I know you said you checked it but could work that you make sure that the MTU is the same on the 3560 interface going to the CCR and vice versa.

Enviado desde mi MotoE2(4G-LTE) mediante Tapatalk

Hi, when looking at the OSPF debug from the Cisco there is no tell-tail MTU mismatch showing up in the logs.
Also, OSPF v2 between these two routers is working just fine. Which further leads me to believe that MTU
is ok. The Layer 3 MTU’s match. The Layer2 MTU’s match, no OSPF errors otherwise

Thanks

I know you said the MTUs are good, but this really does sound like an MTU issue - even if your transport MTUs are good it could be a bug or other issue with MTU at the endpoints. The quickest (but maybe not the easiest) test would be to bring the CCR to the Cisco switch and directly cable it in to see if the adjacency comes up.

Might be helpful to do a packet capture and post it here if you aren’t able to directly cable the cisco/CCR together.

Hi, As another datapoint that its not MTU, the CCR in question has a hard cable connection to another Cisco 3560G, and that session is just fine. When doing debug on the Cisco we get a “Bad request received” this request is from the CCR.

Another note: NBMA does not bring up the adjacencies either.

OSPFv2 is working just fine on all of the links, which I think helps rule out MTU issue, that PTP as network type is valid…

Posted this in the other thread as well…

I would seriously check the AirFiber code version and test MTU throughput. There seem to be a number of threads in the Ubiquity forums that claim jumbo frames are enabled but not actually passed…

https://community.ubnt.com/t5/airFiber/AF24-MPLS-Issue/td-p/1099827

Are you saying that with a direct cable OSPFv3 works between the Cisco and CCR?

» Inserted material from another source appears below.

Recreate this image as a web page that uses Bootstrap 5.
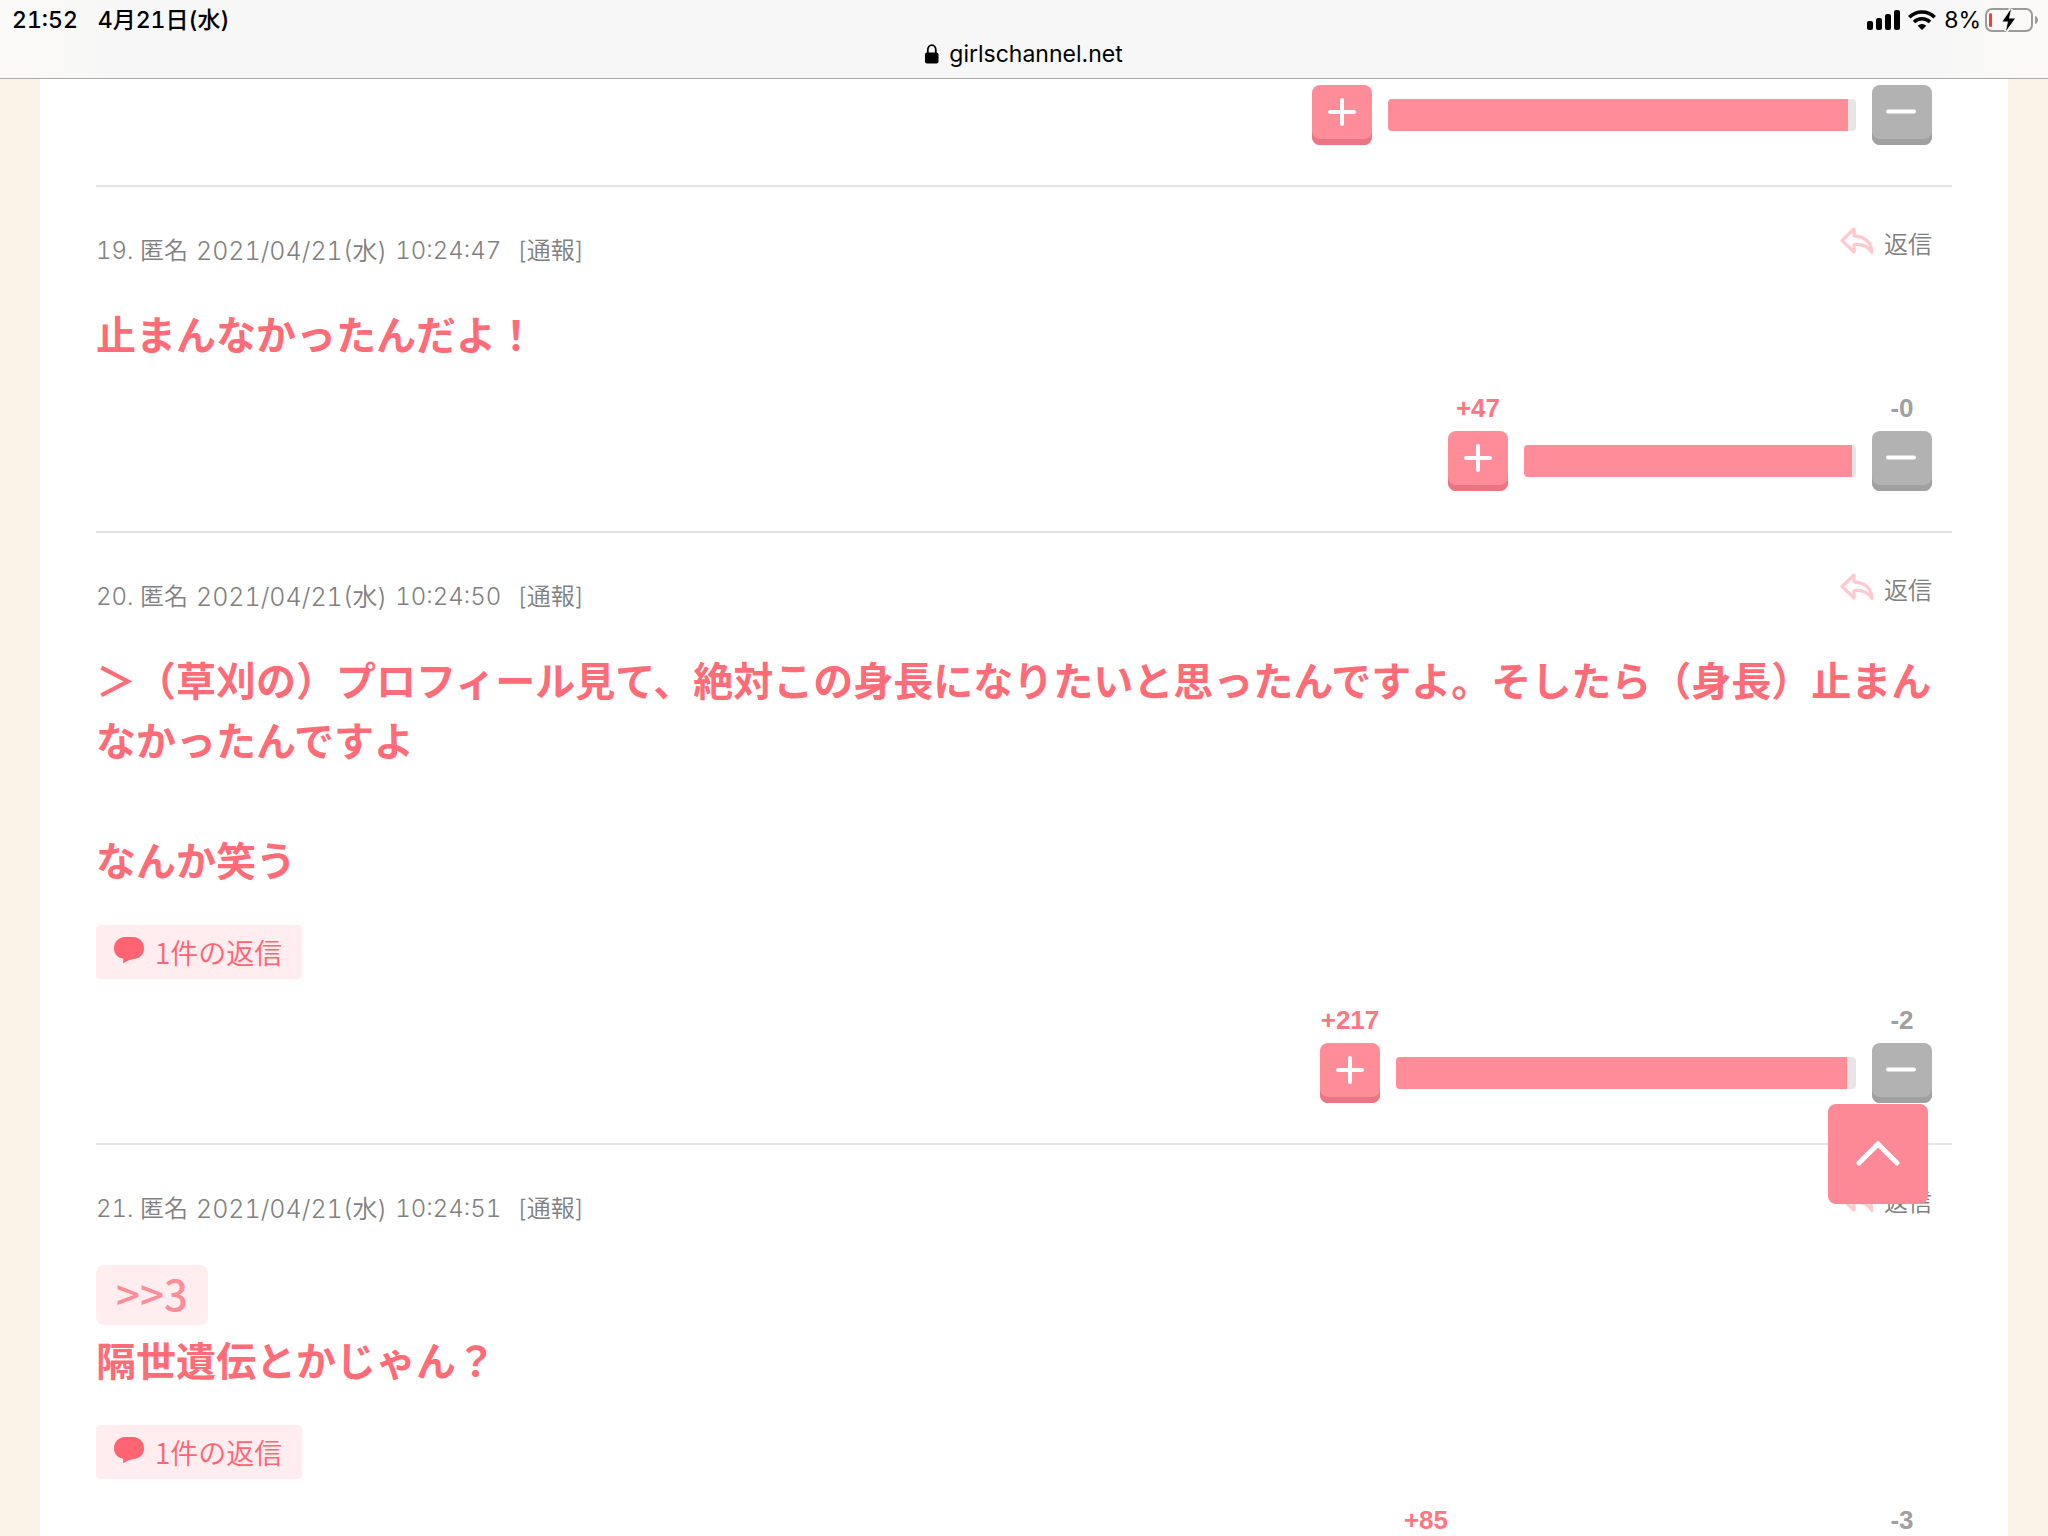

yes, to a DIFFERENT Cisco. So.


Cisco <–AF 24–> CCR <-wire-> Cisco <–fiber–> Juniper MX480 <–fiber> [The world BGP]

Cisco via AF24 to CCR OSPF v2 works, OSPF v3 DOES NOT

CCR via wire to another Cisco, OSPF v2/3 WORKS
Cisco to Juniper OSPF v2/3 Works

Hate to say it but if a direct cable works and the UBNT AF doesn’t then you have some kind of issue with the AirFiber transport that probably is MTU related.

The easiest way to prove that is to do a packet capture on both sides and see the MTU of the OSPFv3 packets being exchanged. My guess is you’ll see a disparity in one of the captures.

OK, I can see you point. SO then why does OSPFv2 come up and just work on this exact same link?
It would also have MTU issue if there was MTU issues.

I am going to try and capture data

Make a packet capture on working link and on non working link and look fore difference.

I thought I would post a follow-up / resolved message.

First THANK YOU TO MIKROTIK SUPPORT / ENG team.

The issue ended up being an interesting corner case bug in the OSPFv3 code of RouterOS
I’ve tested 6.36rc10 and it’s fixed in that version.

All OSPFv3 sessions are now operating as expected.